You could say we're working both ends of the weather stick: on the one hand, we're forging ahead with May plantings. On the other had, we're watching with trepidation as the cold front approaches.
Breakfast is in the sun room, but not for reasons of any sunshine. Not today. They said cloudy and cold and they meant it.
In the meantime, there are cardboard boxes on the porch, waiting, waiting. One has cherry trees, the other has bulk perennials, waiting...
We ignore them. Ed has work, I have work, stuff to do, chores, work chores, all that.
And the skies stay a wimpy gray and the wind makes the air all that much cooler.
Late lunch. I make pb&j sandwiches. Maybe we should plant the trees? -- this from Ed and he says it not without enthusiasm. As if working in the yard on a cold spring day is a gift. And maybe it is. There isn't the heat of the sun pounding at your back as you dig into the clay soil.
Trees in boxes... Wait, how many? Ed??
I have found his Achilles' heel: planting young trees. Fact is, the man who never likes to buy things, not ever and especially not new things, has in this case overbought. We had four cherries to replace. True. But I'm counting the arrivals and I see eight new ones. Plus four (and I hope only four) additional pears coming in next week. And grapes. Did I tell you we're starting to grow grapes too?
I stare at him now, trying hard to suppress a smile. But, but, they were such a good deal! And look! These are splendid! Tell people on Ocean to buy from Grandpa's Orchard in Michigan!

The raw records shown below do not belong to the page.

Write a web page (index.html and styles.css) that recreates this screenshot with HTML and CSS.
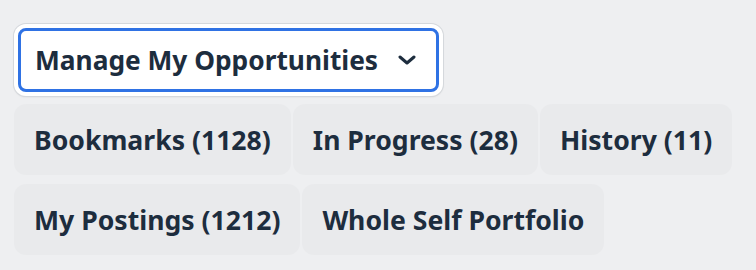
FILE: index.html
```html
<!DOCTYPE html>
<html lang="en">
<head>
<meta charset="utf-8">
<title>Manage My Opportunities</title>
<link rel="stylesheet" href="styles.css">
</head>
<body>
<div class="page">
  <div class="dropdown-wrap">
    <button class="dropdown" type="button">
      <span class="dropdown-label">Manage My Opportunities</span>
      <svg class="chevron" viewBox="0 0 18 10" width="18" height="10" aria-hidden="true">
        <path d="M2 2 L9 8 L16 2" fill="none" stroke="#1d2d3e" stroke-width="3" stroke-linecap="round" stroke-linejoin="round"/>
      </svg>
    </button>
  </div>
  <div class="chips">
    <div class="chip-row">
      <span class="chip">Bookmarks (1128)</span>
      <span class="chip">In Progress (28)</span>
      <span class="chip">History (11)</span>
    </div>
    <div class="chip-row">
      <span class="chip">My Postings (1212)</span>
      <span class="chip">Whole Self Portfolio</span>
    </div>
  </div>
</div>
</body>
</html>
```
FILE: styles.css
```css
html, body {
  margin: 0;
  padding: 0;
  background: #eeeff1;
}
.page {
  padding: 24px 14px 0 14px;
  font-family: "Noto Sans", "Open Sans", sans-serif;
  font-weight: 700;
  color: #1d2d3e;
  display: flex;
  flex-direction: column;
  align-items: flex-start;
  gap: 8px;
}
.dropdown-wrap {
  background: #ffffff;
  border-radius: 12px;
  padding: 4px;
  box-shadow: 0 0 0 1px #d5d8dc, 0 1px 2px rgba(0,0,0,0.12);
  display: flex;
}
.dropdown {
  display: flex;
  align-items: center;
  gap: 20px;
  height: 64px;
  box-sizing: border-box;
  padding: 0 20px 0 14px;
  border: 3px solid #2f72e4;
  border-radius: 8px;
  background: #ffffff;
  font: inherit;
  font-size: 26.3px;
  color: inherit;
}
.chevron {
  display: block;
}
.chips {
  display: flex;
  flex-direction: column;
  gap: 9px;
}
.chip-row {
  display: flex;
  gap: 2px;
}
.chip {
  display: inline-flex;
  align-items: center;
  height: 71px;
  padding: 0 20px;
  background: #e9eaec;
  border-radius: 12px;
  font-size: 26.6px;
  white-space: nowrap;
}
```
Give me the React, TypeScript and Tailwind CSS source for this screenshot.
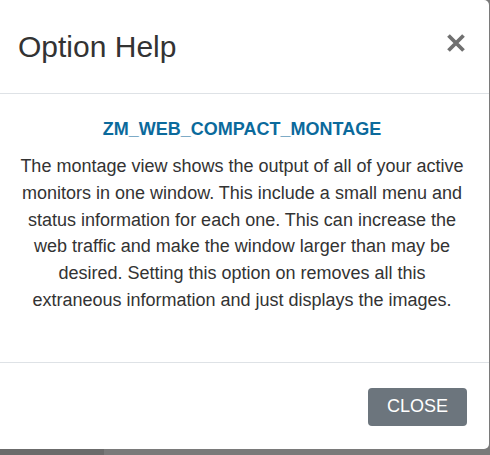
export default function App() {
  return (
    <div className="w-[490px] h-[455px] overflow-hidden bg-[#7a7a7a] flex flex-col font-['Liberation_Sans',Arial,sans-serif]">
      <div className="ml-[-5px] w-[494px] h-[449px] shrink-0 bg-white rounded-[5px] flex flex-col">
        <div className="h-[94px] shrink-0 flex items-center justify-between px-[23px] border-b border-[#dee2e6]">
          <h4 className="text-[30px] leading-[1.2] text-[#333] pt-[1px]">Option Help</h4>
          <button className="mb-[8px]">
            <svg width="20" height="20" viewBox="0 0 20 20">
              <path d="M2.5 2.5 L17.5 17.5 M17.5 2.5 L2.5 17.5" stroke="#707070" strokeWidth="3.8" />
            </svg>
          </button>
        </div>
        <div className="h-[269px] shrink-0 px-[23px] pt-[22px] text-center border-b border-[#dee2e6]">
          <div className="text-[18px] leading-[27px] font-bold text-[#0b6a9c]">ZM_WEB_COMPACT_MONTAGE</div>
          <p className="mt-[10px] text-[18px] leading-[26.8px] text-[#333]">
            The montage view shows the output of all of your active monitors in one window. This include a small
            menu and status information for each one. This can increase the web traffic and make the window
            larger than may be desired. Setting this option on removes all this extraneous information and just
            displays the images.
          </p>
        </div>
        <div className="flex-1 flex items-center justify-end pr-[22px] pt-[1px]">
          <button className="h-[38px] w-[99px] rounded-[4px] bg-[#6c757d] text-white text-[18px] uppercase">
            Close
          </button>
        </div>
      </div>
      <div className="flex-1 flex">
        <div className="w-[104px] bg-[#6b6b6b]" />
        <div className="flex-1 bg-[#7a7a7a]" />
      </div>
    </div>
  );
}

You might wonder -- what will we do with all the farm produce? We freeze tomatoes, okay, so maybe we can justify planting seventy tomato plants (the seeds were just so... prolific!), but all this fruit -- who'll eat it?
Me, I never can quite imagine that it will come to be in the way that it's supposed to be. You plant more because you'll get less than promised. That's a Polish mindset. Ed plants because he is a fan of growing things. Too much fruit? Not possible. He talks about having a stand by the road with fruits for sale.
Okay, I can see it! I tell him: a pretty little shed maybe? With tags describing the varieties?
Now wait a minute! Let's stay basic: a card table will do!
We're getting ahead of ourselves. At this point, our new orchard is full of sticks. The apples and pears survived last year's drought, but they barely grew. This year's additions are also in the baby stages of tree-dom. Here's a photo of Ed tidying up a planted cherry. (The observant person will notice that we have a wild asparagus stalk growing right at its base!)
It's not supposed to be extremely cold tonight. The two killer nights (as far as tomatoes go) are tomorrow and the night after. Get us through this weekend and we'll sail home with a smile!
Elsewhere on the farmette, trees are really coming into their best moment of blooms and delicate greens.
This is truly the month for the sweetest, gentlest petals. All pinks and whites. How can you not fall in love?
The rains had trampled down a number of daffodils, but that's okay -- it gives me an excuse to bring some home.
Tomorrow we'll attack the perennials. And we'll build cold weather shields for the sensitive tomatoes. Tomorrow. For now, a supper of our usuals, with asparagus for sure. In the mixture, there are a total of two stalks that we found on the farmette.